Acessibilidade: alguns retiros silenciosos têm custo elevado, o que restringe o acesso.
Esses desafios não invalidam a experiência, mas reforçam a importância de preparar-se emocionalmente e buscar alternativas acessíveis.
A dimensão espiritual do silêncio
Desde tempos antigos, diferentes tradições consideraram o silêncio como porta para o sagrado. Para monges budistas, ele é caminho para a iluminação. Para eremitas cristãos, é a voz de Deus que só pode ser ouvida na quietude. Para povos originários, o silêncio da natureza é espaço de conexão com a terra e os espíritos.
Viajar em silêncio, portanto, não é apenas descanso, mas pode se tornar um rito de passagem, uma forma de atravessar fronteiras internas e reencontrar um sentido mais amplo de existência.

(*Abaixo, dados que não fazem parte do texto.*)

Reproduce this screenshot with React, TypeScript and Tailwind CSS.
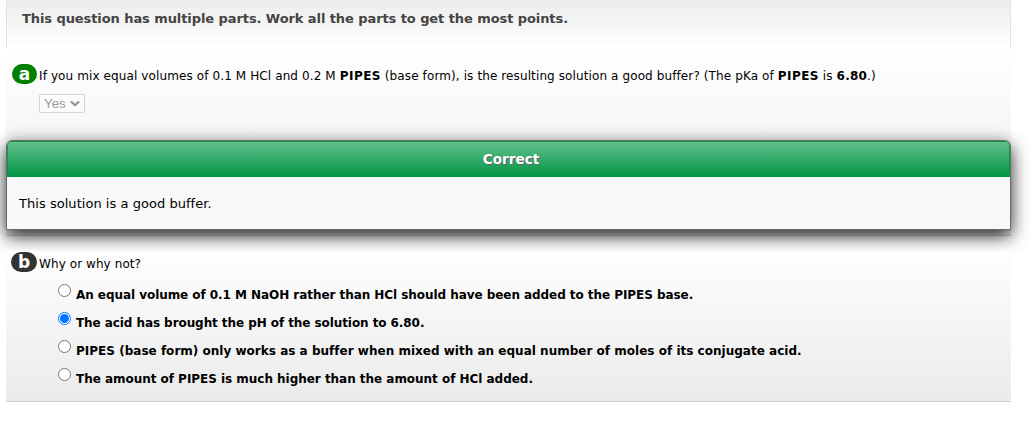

O futuro das viagens de silêncio
A expectativa é que essa prática cresça, especialmente em um mundo cada vez mais digitalizado. À medida que novas tecnologias aumentam o barulho da vida cotidiana, mais pessoas buscarão espaços de recolhimento. Não é exagero imaginar que, no futuro, o turismo do silêncio se tornará tão comum quanto o turismo de aventura ou o cultural.
Empreendimentos hoteleiros já começam a adaptar suas propostas, criando áreas de “refúgio sonoro”, enquanto destinos naturais se posicionam como santuários de quietude. Mais do que tendência, parece que estamos diante de um novo paradigma de viagem.
Um convite ao leitor
Diante de tudo isso, fica a pergunta: você já experimentou viajar em silêncio? Não apenas ficar em um local tranquilo, mas realmente se entregar à quietude, deixando de lado a fala, os ruídos e a avalanche digital?
Essa experiência não exige necessariamente grandes deslocamentos. Pode começar em um parque próximo, em um quarto silencioso de hotel ou até mesmo em uma caminhada solitária sem fones de ouvido. O importante é dar-se a chance de escutar o que o silêncio tem a revelar.
Mais do que moda, trata-se de um reencontro com algo que sempre esteve presente, mas que esquecemos de valorizar: a capacidade de estar consigo mesmo, sem ruídos, sem pressa, apenas vivendo o instante.
Talvez seja exatamente isso que o mundo moderno mais precisa: não mais novidades barulhentas, mas a coragem de acolher o silêncio como necessidade vital.